> **Provided data**:
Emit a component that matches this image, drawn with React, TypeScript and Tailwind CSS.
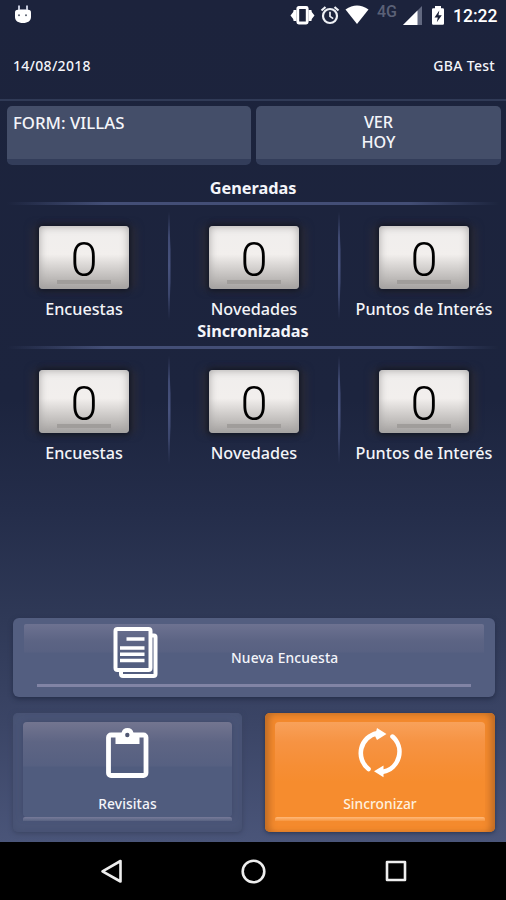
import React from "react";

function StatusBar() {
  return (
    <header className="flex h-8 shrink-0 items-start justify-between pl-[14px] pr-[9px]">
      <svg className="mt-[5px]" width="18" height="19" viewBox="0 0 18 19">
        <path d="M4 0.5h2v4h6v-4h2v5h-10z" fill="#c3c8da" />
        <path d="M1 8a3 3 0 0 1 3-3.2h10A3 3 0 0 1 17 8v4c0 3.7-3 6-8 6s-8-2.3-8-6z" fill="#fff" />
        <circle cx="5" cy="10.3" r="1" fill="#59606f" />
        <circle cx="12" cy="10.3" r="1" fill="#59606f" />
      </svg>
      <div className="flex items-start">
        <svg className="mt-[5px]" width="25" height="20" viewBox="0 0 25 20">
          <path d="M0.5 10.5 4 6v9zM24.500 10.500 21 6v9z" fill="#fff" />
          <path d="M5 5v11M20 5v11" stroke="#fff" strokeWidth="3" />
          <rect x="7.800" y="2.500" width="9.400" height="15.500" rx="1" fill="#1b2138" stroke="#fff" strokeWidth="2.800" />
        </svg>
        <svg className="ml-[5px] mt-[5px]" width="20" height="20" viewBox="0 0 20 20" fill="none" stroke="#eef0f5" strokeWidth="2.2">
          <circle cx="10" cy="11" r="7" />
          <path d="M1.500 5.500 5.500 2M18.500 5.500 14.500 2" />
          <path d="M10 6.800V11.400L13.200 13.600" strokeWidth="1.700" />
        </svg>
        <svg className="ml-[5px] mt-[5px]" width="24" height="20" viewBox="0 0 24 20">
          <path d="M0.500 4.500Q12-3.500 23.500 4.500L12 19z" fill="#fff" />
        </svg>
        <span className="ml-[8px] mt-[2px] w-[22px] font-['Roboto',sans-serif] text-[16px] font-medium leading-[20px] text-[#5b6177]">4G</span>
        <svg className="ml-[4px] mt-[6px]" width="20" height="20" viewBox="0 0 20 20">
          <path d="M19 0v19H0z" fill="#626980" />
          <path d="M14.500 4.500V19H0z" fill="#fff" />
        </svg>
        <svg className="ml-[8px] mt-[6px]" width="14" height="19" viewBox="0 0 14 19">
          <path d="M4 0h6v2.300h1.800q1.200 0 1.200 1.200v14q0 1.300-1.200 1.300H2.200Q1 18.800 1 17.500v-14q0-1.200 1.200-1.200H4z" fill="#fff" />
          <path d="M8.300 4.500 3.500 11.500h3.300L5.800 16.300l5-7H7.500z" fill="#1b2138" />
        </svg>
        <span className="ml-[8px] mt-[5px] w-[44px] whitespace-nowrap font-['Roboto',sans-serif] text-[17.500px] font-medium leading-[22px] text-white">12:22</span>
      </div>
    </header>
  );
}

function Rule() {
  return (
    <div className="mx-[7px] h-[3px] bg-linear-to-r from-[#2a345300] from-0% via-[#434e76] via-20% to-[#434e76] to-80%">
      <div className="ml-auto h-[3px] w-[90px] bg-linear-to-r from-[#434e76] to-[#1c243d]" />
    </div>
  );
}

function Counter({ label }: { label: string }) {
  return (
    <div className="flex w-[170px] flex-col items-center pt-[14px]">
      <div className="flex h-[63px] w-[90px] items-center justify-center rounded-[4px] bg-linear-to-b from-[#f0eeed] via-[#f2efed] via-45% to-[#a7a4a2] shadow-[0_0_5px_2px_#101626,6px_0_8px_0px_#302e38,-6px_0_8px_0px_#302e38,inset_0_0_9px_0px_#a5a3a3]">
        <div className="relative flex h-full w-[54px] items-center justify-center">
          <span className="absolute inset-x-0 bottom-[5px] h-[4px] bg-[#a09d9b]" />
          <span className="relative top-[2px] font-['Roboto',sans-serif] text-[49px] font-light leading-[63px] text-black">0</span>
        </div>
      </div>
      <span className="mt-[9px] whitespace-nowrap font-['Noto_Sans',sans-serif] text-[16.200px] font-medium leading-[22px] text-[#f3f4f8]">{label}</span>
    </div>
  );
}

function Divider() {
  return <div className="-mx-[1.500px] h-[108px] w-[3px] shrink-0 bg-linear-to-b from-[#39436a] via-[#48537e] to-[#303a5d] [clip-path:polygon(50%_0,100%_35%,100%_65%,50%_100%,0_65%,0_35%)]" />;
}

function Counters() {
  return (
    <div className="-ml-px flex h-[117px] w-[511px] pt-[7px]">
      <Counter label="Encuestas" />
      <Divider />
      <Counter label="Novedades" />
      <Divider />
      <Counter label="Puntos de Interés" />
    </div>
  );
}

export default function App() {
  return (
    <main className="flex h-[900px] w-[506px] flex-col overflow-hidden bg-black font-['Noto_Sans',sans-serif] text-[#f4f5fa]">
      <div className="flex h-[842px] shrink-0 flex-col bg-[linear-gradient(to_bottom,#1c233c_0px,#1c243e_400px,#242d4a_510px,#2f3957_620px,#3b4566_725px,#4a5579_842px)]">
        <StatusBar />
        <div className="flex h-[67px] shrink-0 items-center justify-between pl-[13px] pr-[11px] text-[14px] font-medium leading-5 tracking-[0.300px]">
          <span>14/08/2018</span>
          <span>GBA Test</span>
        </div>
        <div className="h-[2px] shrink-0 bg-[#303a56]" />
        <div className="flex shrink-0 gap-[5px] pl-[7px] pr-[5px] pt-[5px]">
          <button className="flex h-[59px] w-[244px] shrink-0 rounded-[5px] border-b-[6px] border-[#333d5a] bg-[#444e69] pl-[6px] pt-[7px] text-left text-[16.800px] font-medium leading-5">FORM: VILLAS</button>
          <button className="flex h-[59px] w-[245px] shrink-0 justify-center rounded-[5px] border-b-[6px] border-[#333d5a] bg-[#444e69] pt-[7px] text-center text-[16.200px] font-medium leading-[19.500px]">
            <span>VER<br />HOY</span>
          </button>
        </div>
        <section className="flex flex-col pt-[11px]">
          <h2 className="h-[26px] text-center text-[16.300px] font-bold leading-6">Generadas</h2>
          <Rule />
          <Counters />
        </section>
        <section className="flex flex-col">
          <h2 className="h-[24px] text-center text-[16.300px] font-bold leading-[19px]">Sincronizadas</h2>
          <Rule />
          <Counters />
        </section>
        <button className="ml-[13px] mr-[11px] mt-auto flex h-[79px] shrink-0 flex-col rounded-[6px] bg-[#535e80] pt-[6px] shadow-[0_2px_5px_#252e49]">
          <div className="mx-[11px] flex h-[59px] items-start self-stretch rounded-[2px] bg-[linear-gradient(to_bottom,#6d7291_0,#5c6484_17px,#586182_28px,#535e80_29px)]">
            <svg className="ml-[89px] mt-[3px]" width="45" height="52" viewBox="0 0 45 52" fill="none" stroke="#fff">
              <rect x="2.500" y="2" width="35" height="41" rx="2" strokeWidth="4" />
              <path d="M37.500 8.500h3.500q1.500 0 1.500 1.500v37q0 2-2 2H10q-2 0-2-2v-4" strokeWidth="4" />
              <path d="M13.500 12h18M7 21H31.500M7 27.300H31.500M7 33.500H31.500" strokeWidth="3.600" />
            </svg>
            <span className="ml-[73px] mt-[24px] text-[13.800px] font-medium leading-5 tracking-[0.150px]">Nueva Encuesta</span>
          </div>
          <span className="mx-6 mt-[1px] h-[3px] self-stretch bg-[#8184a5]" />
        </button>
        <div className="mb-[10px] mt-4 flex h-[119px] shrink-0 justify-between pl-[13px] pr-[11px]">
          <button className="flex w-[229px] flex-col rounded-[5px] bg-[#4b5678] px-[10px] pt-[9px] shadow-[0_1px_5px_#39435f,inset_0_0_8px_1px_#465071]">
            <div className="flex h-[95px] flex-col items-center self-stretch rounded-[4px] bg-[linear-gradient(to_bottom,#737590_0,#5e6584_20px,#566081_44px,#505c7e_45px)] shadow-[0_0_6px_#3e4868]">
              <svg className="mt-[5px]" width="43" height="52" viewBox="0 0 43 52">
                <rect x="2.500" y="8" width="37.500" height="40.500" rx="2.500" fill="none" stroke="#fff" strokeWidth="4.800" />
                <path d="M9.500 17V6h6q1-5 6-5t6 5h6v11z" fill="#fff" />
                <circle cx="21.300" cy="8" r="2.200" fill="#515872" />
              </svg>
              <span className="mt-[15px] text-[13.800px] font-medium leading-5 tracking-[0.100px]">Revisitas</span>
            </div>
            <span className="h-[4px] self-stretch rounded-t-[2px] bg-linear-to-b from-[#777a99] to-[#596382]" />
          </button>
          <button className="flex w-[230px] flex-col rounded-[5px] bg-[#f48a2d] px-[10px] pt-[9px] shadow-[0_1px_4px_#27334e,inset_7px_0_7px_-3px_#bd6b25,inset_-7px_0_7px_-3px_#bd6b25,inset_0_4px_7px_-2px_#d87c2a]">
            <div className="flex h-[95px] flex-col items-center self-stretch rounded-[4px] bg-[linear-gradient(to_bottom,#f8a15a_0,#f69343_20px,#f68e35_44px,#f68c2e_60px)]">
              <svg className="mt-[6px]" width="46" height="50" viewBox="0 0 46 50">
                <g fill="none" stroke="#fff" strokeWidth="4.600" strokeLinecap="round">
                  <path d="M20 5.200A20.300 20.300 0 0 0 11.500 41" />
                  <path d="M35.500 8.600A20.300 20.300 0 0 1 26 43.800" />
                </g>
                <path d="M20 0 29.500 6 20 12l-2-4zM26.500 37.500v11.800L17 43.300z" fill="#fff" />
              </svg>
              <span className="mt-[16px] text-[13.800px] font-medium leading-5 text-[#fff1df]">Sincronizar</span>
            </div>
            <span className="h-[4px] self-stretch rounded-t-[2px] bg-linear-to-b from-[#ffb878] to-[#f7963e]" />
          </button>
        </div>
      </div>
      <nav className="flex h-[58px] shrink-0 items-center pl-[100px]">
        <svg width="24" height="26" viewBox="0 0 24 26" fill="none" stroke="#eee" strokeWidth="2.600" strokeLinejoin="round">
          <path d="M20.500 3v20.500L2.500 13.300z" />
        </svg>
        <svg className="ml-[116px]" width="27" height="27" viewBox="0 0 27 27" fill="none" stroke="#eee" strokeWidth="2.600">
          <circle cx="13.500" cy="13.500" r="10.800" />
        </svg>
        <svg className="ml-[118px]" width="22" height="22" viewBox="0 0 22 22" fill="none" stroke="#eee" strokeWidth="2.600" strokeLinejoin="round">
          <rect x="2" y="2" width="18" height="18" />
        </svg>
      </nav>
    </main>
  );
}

> **Requirement**: Write out, word for word, the lines from the start of the data through the one holding "import React from". Omit pictures.

> **Exercise output**:
Emit a component that matches this image, drawn with React, TypeScript and Tailwind CSS.
import React from "react";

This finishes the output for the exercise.